Aim: Give the number of lines below that contain "page", with no other output.

Given data:
┄┄┄┄┄┄┄┄┄┄┄┄┄┄┄┄┄┄┄┄

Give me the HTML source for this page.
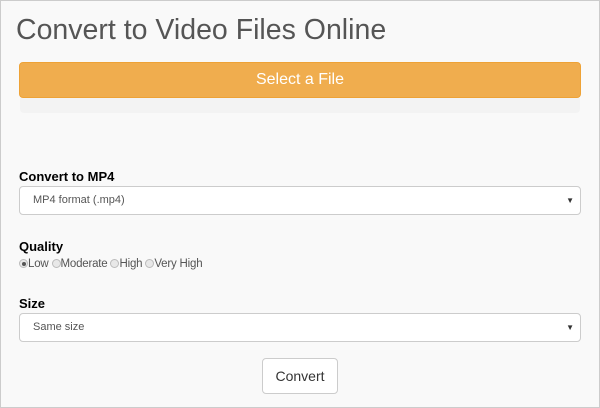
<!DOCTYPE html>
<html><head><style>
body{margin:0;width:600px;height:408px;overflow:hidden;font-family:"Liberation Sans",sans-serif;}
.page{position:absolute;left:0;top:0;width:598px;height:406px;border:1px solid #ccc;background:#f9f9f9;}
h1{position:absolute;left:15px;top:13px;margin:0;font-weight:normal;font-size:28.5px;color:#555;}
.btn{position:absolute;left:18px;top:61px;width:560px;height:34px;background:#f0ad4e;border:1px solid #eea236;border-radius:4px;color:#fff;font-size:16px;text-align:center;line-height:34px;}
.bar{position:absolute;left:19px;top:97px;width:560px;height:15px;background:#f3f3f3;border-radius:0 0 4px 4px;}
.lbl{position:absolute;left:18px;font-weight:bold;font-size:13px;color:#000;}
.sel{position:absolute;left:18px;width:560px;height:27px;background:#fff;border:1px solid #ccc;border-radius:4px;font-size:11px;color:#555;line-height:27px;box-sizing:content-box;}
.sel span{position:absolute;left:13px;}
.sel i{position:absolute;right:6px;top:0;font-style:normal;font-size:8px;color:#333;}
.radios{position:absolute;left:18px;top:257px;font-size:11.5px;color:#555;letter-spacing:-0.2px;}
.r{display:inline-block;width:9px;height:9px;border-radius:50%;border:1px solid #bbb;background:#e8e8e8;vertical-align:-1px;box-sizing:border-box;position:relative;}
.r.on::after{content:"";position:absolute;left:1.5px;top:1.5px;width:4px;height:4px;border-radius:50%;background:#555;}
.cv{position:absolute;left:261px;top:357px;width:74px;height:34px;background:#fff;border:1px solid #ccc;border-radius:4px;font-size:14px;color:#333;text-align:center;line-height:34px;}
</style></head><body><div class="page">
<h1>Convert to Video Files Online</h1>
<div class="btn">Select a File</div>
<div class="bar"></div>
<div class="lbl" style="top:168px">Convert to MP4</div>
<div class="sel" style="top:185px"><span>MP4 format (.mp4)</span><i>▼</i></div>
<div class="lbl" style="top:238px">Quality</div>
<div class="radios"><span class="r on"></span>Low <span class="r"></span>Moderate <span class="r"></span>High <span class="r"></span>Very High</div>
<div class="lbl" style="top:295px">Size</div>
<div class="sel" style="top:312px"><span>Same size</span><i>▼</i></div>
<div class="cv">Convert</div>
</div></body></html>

┄┄┄┄┄┄┄┄┄┄┄┄┄┄┄┄┄┄┄┄

Complete answer: 3